Propagation of pharmacogenetic differences in cytochrome P450 into pharmacokinetic and pharmacodynamic measures

Literature reports of studies that investigate the impact of CYP polymorphisms on drug pharmacokinetics and response are often conflicting and the importance of genetic variation in drug metabolism for drug response remains unclear. Johnsson & Sheiner (2002) have advocated the need for 'smarter clinical trial design' and showed that simulation techniques can help in this process by integrating all the available information. However, current examples of clinical trial simulation rely heavily on data already available from in vivo studies and there is a need for utilising pharmacokinetic information gathered earlier on during drug development.

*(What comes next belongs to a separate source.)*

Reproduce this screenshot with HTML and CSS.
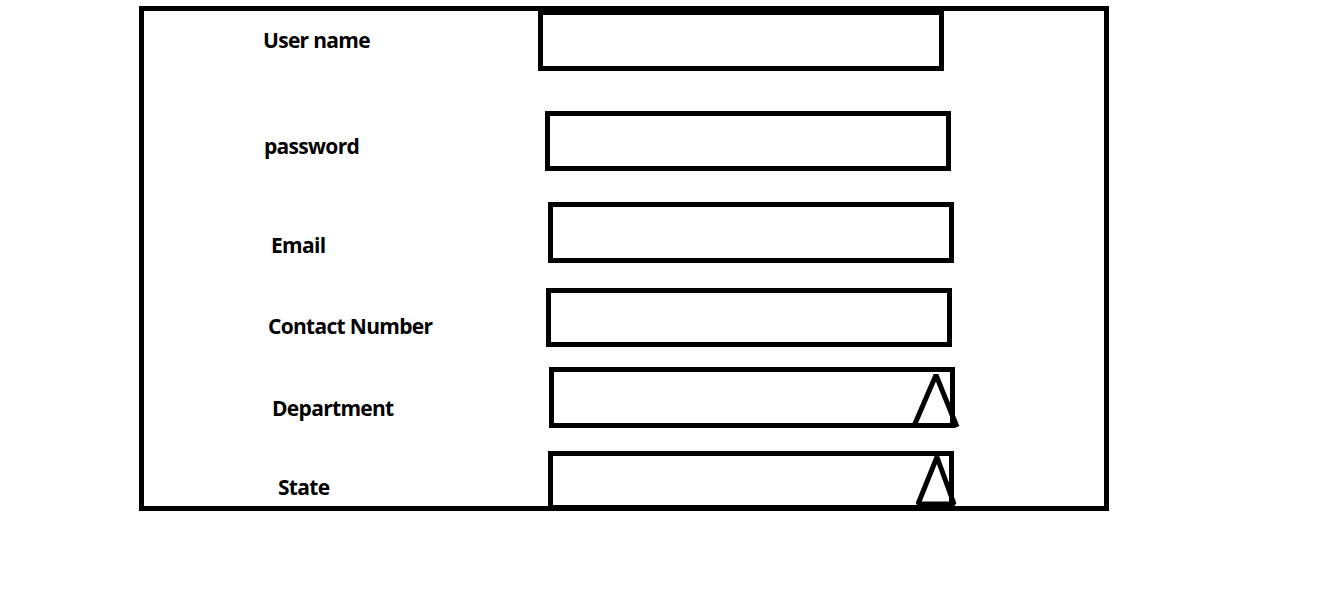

The aim of the current work was to integrate early preclinical data on drug metabolism into a clinical trial simulation paradigm in order to investigate (A) the impact of genetic polymorphisms in the cytochromes P450 on the pharmacokinetics and pharmacodynamics of 5 model drugs: dextromethorphan, (S)-warfarin, midazolam, omeprazole and tolbutamide, and (B) the predicted power of studies to detect the effects of such polymorphisms. SimcypS algorithms incorporate information on in vitro metabolism and in vivo kinetics with interindividual variability in the genetics of drug metabolising enzymes and other physiological and demographic features. In the current study these algorithms were linked to pharmacokinetic-pharmacodynamic models to describe the time course of concentration and effect of the model drugs in virtual populations of subjects. The probability of detecting a statistically significant difference in the pharmacokinetics or response between CYP phenotypes/genotypes was assessed and the power of studies to detect such differences was calculated. Various aspects of study design (study size and enrichment) and drug characteristics (active metabolites, PD variability etc) were investigated in each case. The study powers calculated from the simulations where largely consistent with the observed in vivo outcomes and helped to explain the aforementioned literature discrepancies. In conclusion, the simulations described have demonstrated the usefulness of clinical trial simulations, incorporating preclinical information on the genetics of drug metabolism for the prediction of drug pharmacokinetics and dynamics in virtual populations of individuals of varying drug metabolizing capability. In the future, clinical trial simulation may increasingly use prior in vitro data.